Вслепую ехать куда-то – себе дороже.
А стоять?
А стрелять?
Вдалеке померещился грохот лавины, спускающейся с горы. Откуда в лесу «плюс первого» взялась гора, Данька не знал. В глухой рокот вплелись крики людей и низкое, отчаянное мычание каких-то животных. Ударили винтовочные выстрелы, и все растворилось в насмешливом вое метели. Вокруг кипела снежная каша. Глаза слезились, слезы замерзали прямо на щеках. Данька потерял всякую ориентацию в пространстве, цепляясь, как за соломинку, за барабанчики «шагов Командора»: далеко? близко?
Где?!
Это наказание за первую неудачу, подумал он.
Казалось, бурану не будет конца. В бешеной круговерти, ослепнув от ветра, тирмен пытался разглядеть оставшиеся мишени. Что это раскачивается неподалеку? Ветка? – точно, ветка. Ну и толку…
На ветке, вспыхивая крошечным солнышком, болталась заветная монетка.
Пятак висел на цепочке. Нет, на шнурке. На длинном кожаном шнурке. Серебряная цель раскачивалась не в такт порывам ветра, а сама по себе. Наверное, тоже прислушивалась к надвигающейся музыке, отплясывая под барабанчики.
Данька поднял пистолет.
«Что, глаза сильно сели? – спросил его по телефону дядя Петя. – Не отчаивайся. Мы с тобой еще постреляем!»
Значит, постреляем.
Он сделал то, чего делать не следовало ни при каких обстоятельствах: выпалил три раза подряд, будто на соревнованиях по скоростной стрельбе, где важно время, за которое ты поразишь мишени. На соревнованиях мишени гораздо больше, и снег не лупит в лицо, и…

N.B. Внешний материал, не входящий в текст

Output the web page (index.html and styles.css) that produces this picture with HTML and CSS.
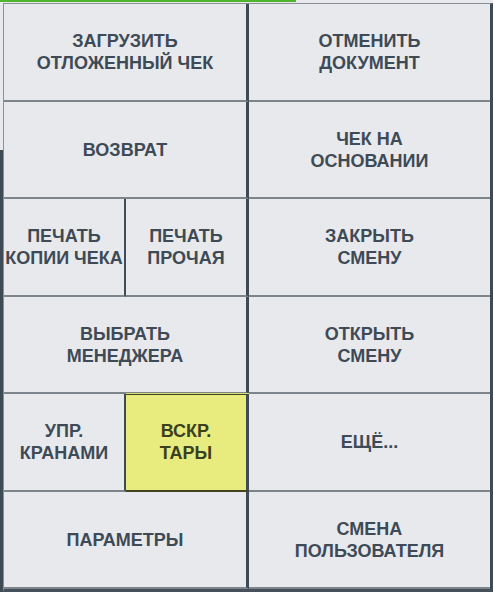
FILE: index.html
```html
<!DOCTYPE html>
<html lang="ru">
<head>
<meta charset="utf-8">
<title>Меню</title>
<link rel="stylesheet" href="styles.css">
</head>
<body>
<div class="screen">
  <div class="progress"></div>
  <div class="main">
    <div class="gutter"></div>
    <div class="grid">
      <div class="cell wide">ЗАГРУЗИТЬ<br>ОТЛОЖЕННЫЙ ЧЕК</div>
      <div class="cell right">ОТМЕНИТЬ<br>ДОКУМЕНТ</div>
      <div class="cell wide">ВОЗВРАТ</div>
      <div class="cell right">ЧЕК НА<br>ОСНОВАНИИ</div>
      <div class="cell half">ПЕЧАТЬ<br>КОПИИ ЧЕКА</div>
      <div class="cell mid">ПЕЧАТЬ<br>ПРОЧАЯ</div>
      <div class="cell right">ЗАКРЫТЬ<br>СМЕНУ</div>
      <div class="cell wide">ВЫБРАТЬ<br>МЕНЕДЖЕРА</div>
      <div class="cell right">ОТКРЫТЬ<br>СМЕНУ</div>
      <div class="cell half">УПР.<br>КРАНАМИ</div>
      <div class="cell mid hl">ВСКР.<br>ТАРЫ</div>
      <div class="cell right">ЕЩЁ...</div>
      <div class="cell wide">ПАРАМЕТРЫ</div>
      <div class="cell right">СМЕНА<br>ПОЛЬЗОВАТЕЛЯ</div>
    </div>
  </div>
</div>
</body>
</html>
```

FILE: styles.css
```css
html, body {
  margin: 0;
  padding: 0;
  background: #e8e9ec;
}

.screen {
  width: 493px;
  height: 592px;
  overflow: hidden;
  background: #e8e9ec;
  font-family: "Liberation Sans", Arial, sans-serif;
}

.progress {
  width: 296px;
  height: 2px;
  background: #4fb52c;
}

.main {
  display: flex;
  margin-top: 1px;
}

.gutter {
  width: 3px;
  flex: none;
  background: linear-gradient(to bottom, transparent 147px, #3e4a54 147px);
}

.grid {
  display: grid;
  grid-template-columns: 122px 123px 241px;
  grid-template-rows: 98px 97px 98px 97px 98px 97px;
  border-top: 1px solid #8a9096;
  border-left: 1px solid #8a9096;
  border-right: 3px solid #3e4a54;
  border-bottom: 3px solid #45505a;
}

.cell {
  box-sizing: border-box;
  display: flex;
  align-items: center;
  justify-content: center;
  text-align: center;
  font-weight: bold;
  font-size: 18px;
  line-height: 22px;
  color: #3e4a55;
  border-bottom: 2px solid #7d858c;
  white-space: nowrap;
}

.wide {
  grid-column: 1 / span 2;
  border-right: 3px solid #3e4a54;
}

.half {
  border-right: 2px solid #3e4a54;
}

.mid {
  border-right: 3px solid #3e4a54;
}

.right {
  grid-column: 3;
}

.hl {
  background: #e8ec7f;
  color: #3b4020;
  border-bottom-color: #41451f;
  box-shadow: inset 0 1px 0 #41451f, 0 -1px 0 #d9de78;
}
```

Ветка качнулась обратно уже без монеты.
В буране возникла трещина, и в нее ворвался золотисто-желтый луч солнца. Шустрым кроликом он метнулся по сугробам, вскрикнув: «Ах, как я спешу!..» – и ускакал прочь, сгинув в чаще.
Третья – есть.
Стреляй по жизни, равная судьба.
О, даже приблизительно не целься.
Вся жизнь моя – неловкая стрельба [4]
По образам политики и секса.
Все кажется, что снова возвратим
Бесплодность этих выстрелов бесплатных,
Как некий приз тебе, Москва, о, тир —
Все мельницы, танцоры, дипломаты.
И. Бродский
Черный, как ночь, «Mitsubishi Pajero» выскочил на Динамовскую прямо от бутика «Princess», наплевав на запретительный «кирпич», и тормознул у тротуара. Хлопнула дверца. Прохожие, косясь на двух конкретных до озноба пассажиров, выбравшихся из машины под стылое небо марта, сразу вспомнили про неотложные дела. Дела ждали прохожих в разных местах, но главное: подальше отсюда. Не повезло лишь высокому парню в плаще: пассажиры джипа, сразу наметив цель, взяли его «в клещи».